§ **DATASET EXCERPT**:
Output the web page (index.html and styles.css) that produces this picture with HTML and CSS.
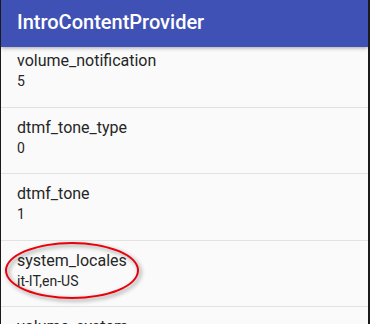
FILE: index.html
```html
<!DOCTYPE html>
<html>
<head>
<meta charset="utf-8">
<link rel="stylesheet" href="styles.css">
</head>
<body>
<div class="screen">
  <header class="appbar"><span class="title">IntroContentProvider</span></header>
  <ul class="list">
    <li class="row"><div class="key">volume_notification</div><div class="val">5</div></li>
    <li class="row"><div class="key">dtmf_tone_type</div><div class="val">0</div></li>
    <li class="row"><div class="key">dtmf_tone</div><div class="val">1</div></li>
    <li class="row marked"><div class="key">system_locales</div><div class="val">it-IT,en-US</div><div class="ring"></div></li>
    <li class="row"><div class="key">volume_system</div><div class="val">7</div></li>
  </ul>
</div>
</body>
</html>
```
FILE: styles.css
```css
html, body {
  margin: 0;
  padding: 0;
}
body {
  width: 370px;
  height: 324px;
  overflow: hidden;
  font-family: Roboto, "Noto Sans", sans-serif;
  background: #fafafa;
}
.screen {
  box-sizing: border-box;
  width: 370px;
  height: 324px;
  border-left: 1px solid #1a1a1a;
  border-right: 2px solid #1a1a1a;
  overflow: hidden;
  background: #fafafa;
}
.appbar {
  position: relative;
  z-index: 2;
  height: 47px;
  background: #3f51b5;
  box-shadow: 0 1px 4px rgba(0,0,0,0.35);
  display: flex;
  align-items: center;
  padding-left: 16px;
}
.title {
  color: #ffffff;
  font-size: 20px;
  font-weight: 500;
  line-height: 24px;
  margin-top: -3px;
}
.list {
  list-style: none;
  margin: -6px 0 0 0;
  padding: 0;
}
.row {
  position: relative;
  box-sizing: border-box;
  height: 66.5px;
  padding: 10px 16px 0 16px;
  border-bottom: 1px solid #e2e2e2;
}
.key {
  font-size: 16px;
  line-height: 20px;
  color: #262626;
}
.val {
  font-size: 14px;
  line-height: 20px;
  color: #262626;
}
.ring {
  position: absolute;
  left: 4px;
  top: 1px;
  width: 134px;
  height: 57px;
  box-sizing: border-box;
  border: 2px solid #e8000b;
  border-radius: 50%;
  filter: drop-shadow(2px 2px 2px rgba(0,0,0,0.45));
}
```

§ **TASK BRIEF**:
Copy out all the data exactly; skip the pictures.

§ **THE RESPONSE**:
Output the web page (index.html and styles.css) that produces this picture with HTML and CSS.
FILE: index.html
```html
<!DOCTYPE html>
<html>
<head>
<meta charset="utf-8">
<link rel="stylesheet" href="styles.css">
</head>
<body>
<div class="screen">
  <header class="appbar"><span class="title">IntroContentProvider</span></header>
  <ul class="list">
    <li class="row"><div class="key">volume_notification</div><div class="val">5</div></li>
    <li class="row"><div class="key">dtmf_tone_type</div><div class="val">0</div></li>
    <li class="row"><div class="key">dtmf_tone</div><div class="val">1</div></li>
    <li class="row marked"><div class="key">system_locales</div><div class="val">it-IT,en-US</div><div class="ring"></div></li>
    <li class="row"><div class="key">volume_system</div><div class="val">7</div></li>
  </ul>
</div>
</body>
</html>
```
FILE: styles.css
```css
html, body {
  margin: 0;
  padding: 0;
}
body {
  width: 370px;
  height: 324px;
  overflow: hidden;
  font-family: Roboto, "Noto Sans", sans-serif;
  background: #fafafa;
}
.screen {
  box-sizing: border-box;
  width: 370px;
  height: 324px;
  border-left: 1px solid #1a1a1a;
  border-right: 2px solid #1a1a1a;
  overflow: hidden;
  background: #fafafa;
}
.appbar {
  position: relative;
  z-index: 2;
  height: 47px;
  background: #3f51b5;
  box-shadow: 0 1px 4px rgba(0,0,0,0.35);
  display: flex;
  align-items: center;
  padding-left: 16px;
}
.title {
  color: #ffffff;
  font-size: 20px;
  font-weight: 500;
  line-height: 24px;
  margin-top: -3px;
}
.list {
  list-style: none;
  margin: -6px 0 0 0;
  padding: 0;
}
.row {
  position: relative;
  box-sizing: border-box;
  height: 66.5px;
  padding: 10px 16px 0 16px;
  border-bottom: 1px solid #e2e2e2;
}
.key {
  font-size: 16px;
  line-height: 20px;
  color: #262626;
}
.val {
  font-size: 14px;
  line-height: 20px;
  color: #262626;
}
.ring {
  position: absolute;
  left: 4px;
  top: 1px;
  width: 134px;
  height: 57px;
  box-sizing: border-box;
  border: 2px solid #e8000b;
  border-radius: 50%;
  filter: drop-shadow(2px 2px 2px rgba(0,0,0,0.45));
}
```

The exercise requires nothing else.